**DATA SECTION**:

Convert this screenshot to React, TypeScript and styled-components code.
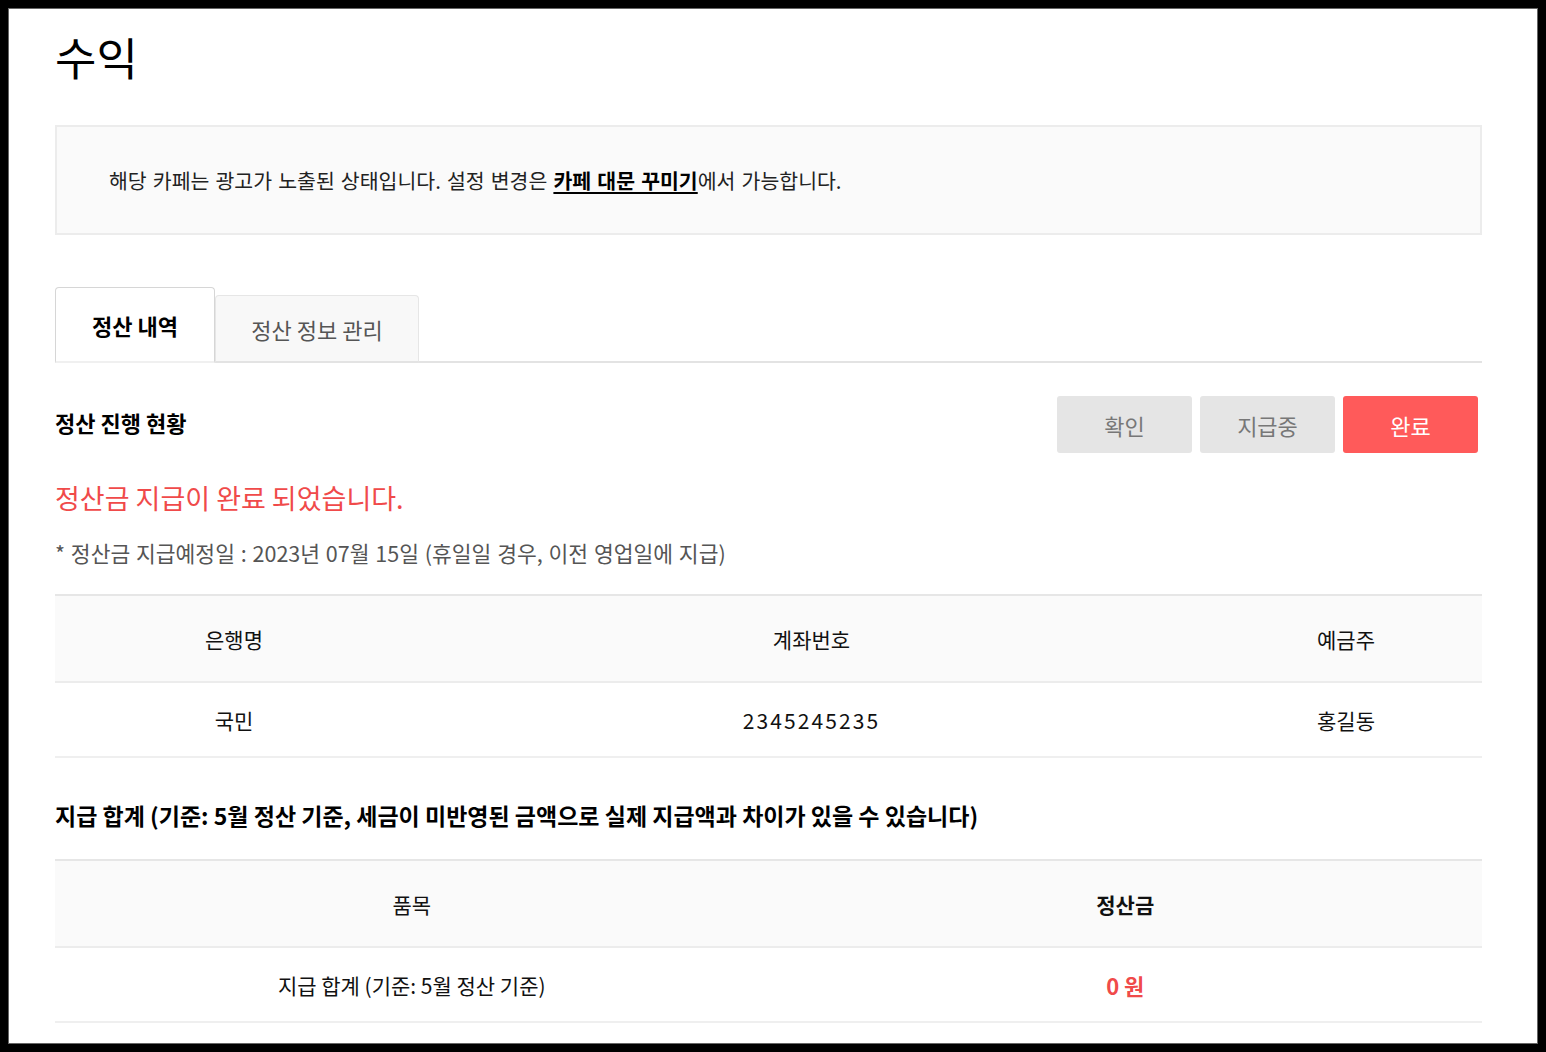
import React from 'react';
import styled, { createGlobalStyle } from 'styled-components';

const GlobalStyle = createGlobalStyle`
	html {
		background: #000;
	}
	body {
		margin: 8px;
		font-family: 'Noto Sans CJK KR', 'Noto Sans', sans-serif;
		color: #111;
	}
	* {
		box-sizing: border-box;
	}
`;

const Page = styled.div`
	min-height: calc(100vh - 16px);
	background: #fff;
	border: 1px solid #666;
	padding: 21px 55px 0 46px;
	overflow: hidden;
`;

const Title = styled.h1`
	margin: 0;
	font-size: 45px;
	font-weight: 400;
	line-height: 54px;
	color: #000;
`;

const NoticeBox = styled.div`
	margin-top: 41px;
	height: 110px;
	display: flex;
	align-items: center;
	padding: 0 52px;
	background: #fafafa;
	border: 2px solid #ececec;
	font-size: 20.5px;
	word-spacing: 1.5px;
	color: #222;
`;

const NoticeLink = styled.a`
	font-weight: 700;
	color: #000;
	text-decoration: underline;
	text-underline-offset: 3px;
`;

const TabBar = styled.div`
	margin-top: 52px;
	display: flex;
	align-items: flex-end;
	border-bottom: 2px solid #e3e3e3;
`;

const Tab = styled.button<{ $active?: boolean }>`
	height: ${(p) => (p.$active ? '76px' : '68px')};
	padding: 0;
	width: ${(p) => (p.$active ? '160px' : '204px')};
	margin-bottom: -2px;
	border: 1px solid ${(p) => (p.$active ? '#d6d6d6' : '#e6e6e6')};
	border-bottom: 2px solid ${(p) => (p.$active ? '#f0f0f0' : '#e3e3e3')};
	border-radius: 4px 4px 0 0;
	background: ${(p) => (p.$active ? '#fff' : '#f8f8f8')};
	font-family: inherit;
	font-size: 22px;
	font-weight: ${(p) => (p.$active ? 700 : 400)};
	color: ${(p) => (p.$active ? '#000' : '#555')};
	cursor: pointer;
`;

const StatusRow = styled.div`
	margin-top: 33px;
	display: flex;
	justify-content: space-between;
	align-items: center;
`;

const SectionTitle = styled.h2`
	margin: 0 0 6px;
	font-size: 22px;
	font-weight: 700;
	color: #000;
`;

const StepGroup = styled.div`
	display: flex;
	gap: 8px;
	margin-right: 4px;
`;

const StepButton = styled.button<{ $done?: boolean }>`
	width: 135px;
	height: 57px;
	border: none;
	border-radius: 3px;
	background: ${(p) => (p.$done ? '#ff5a5a' : '#e5e5e5')};
	color: ${(p) => (p.$done ? '#fff' : '#777')};
	font-family: inherit;
	font-size: 22px;
	font-weight: 400;
`;

const DoneMessage = styled.p`
	margin: 25px 0 0;
	font-size: 27px;
	line-height: 40px;
	color: #f04a4a;
`;

const PayDate = styled.p`
	margin: 18px 0 0;
	font-size: 21.5px;
	word-spacing: 1px;
	line-height: 34px;
	color: #555;
`;

const Table = styled.div<{ $cols: string }>`
	display: grid;
	grid-template-columns: ${(p) => p.$cols};
	border-top: 2px solid #e6e6e6;
	margin-top: 24px;
`;

const HeadCell = styled.div<{ $bold?: boolean }>`
	height: 87px;
	display: flex;
	align-items: center;
	justify-content: center;
	background: #fafafa;
	border-bottom: 2px solid #ececec;
	font-size: 21px;
	font-weight: ${(p) => (p.$bold ? 700 : 400)};
	color: #111;
`;

const BodyCell = styled.div<{ $accent?: boolean; $mono?: boolean }>`
	height: 75px;
	display: flex;
	align-items: center;
	justify-content: center;
	border-bottom: 2px solid #efefef;
	font-size: ${(p) => (p.$accent ? '22px' : '21px')};
	letter-spacing: ${(p) => (p.$mono ? '2.1px' : '0')};
	font-weight: ${(p) => (p.$accent ? 700 : 400)};
	color: ${(p) => (p.$accent ? '#f04a4a' : '#111')};
`;

const SumTitle = styled.h2`
	margin: 37px 0 0;
	font-size: 23px;
	line-height: 40px;
	font-weight: 700;
	color: #000;
`;

const bankInfo = { bank: '국민', account: '2345245235', owner: '홍길동' };

export default function App() {
	const [tab, setTab] = React.useState(0);

	return (
		<>
			<GlobalStyle />
			<Page>
				<Title>수익</Title>
				<NoticeBox>
					<span>
						해당 카페는 광고가 노출된 상태입니다. 설정 변경은 <NoticeLink>카페 대문 꾸미기</NoticeLink>에서 가능합니다.
					</span>
				</NoticeBox>

				<TabBar>
					<Tab $active={tab === 0} onClick={() => setTab(0)}>
						정산 내역
					</Tab>
					<Tab $active={tab === 1} onClick={() => setTab(1)}>
						정산 정보 관리
					</Tab>
				</TabBar>

				<StatusRow>
					<SectionTitle>정산 진행 현황</SectionTitle>
					<StepGroup>
						<StepButton>확인</StepButton>
						<StepButton>지급중</StepButton>
						<StepButton $done>완료</StepButton>
					</StepGroup>
				</StatusRow>

				<DoneMessage>정산금 지급이 완료 되었습니다.</DoneMessage>
				<PayDate>* 정산금 지급예정일 : 2023년 07월 15일 (휴일일 경우, 이전 영업일에 지급)</PayDate>

				<Table $cols="358px 797px 1fr">
					<HeadCell>은행명</HeadCell>
					<HeadCell>계좌번호</HeadCell>
					<HeadCell>예금주</HeadCell>
					<BodyCell>{bankInfo.bank}</BodyCell>
					<BodyCell $mono>{bankInfo.account}</BodyCell>
					<BodyCell>{bankInfo.owner}</BodyCell>
				</Table>

				<SumTitle>지급 합계 (기준: 5월 정산 기준, 세금이 미반영된 금액으로 실제 지급액과 차이가 있을 수 있습니다)</SumTitle>
				<Table $cols="1fr 1fr">
					<HeadCell>품목</HeadCell>
					<HeadCell $bold>정산금</HeadCell>
					<BodyCell>지급 합계 (기준: 5월 정산 기준)</BodyCell>
					<BodyCell $accent>0 원</BodyCell>
				</Table>
			</Page>
		</>
	);
}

**EXERCISE AIM**:
Show the lines of the material that contain the word "React".

**WRITTEN RESPONSE**:
Convert this screenshot to React, TypeScript and styled-components code.
import React from 'react';
	const [tab, setTab] = React.useState(0);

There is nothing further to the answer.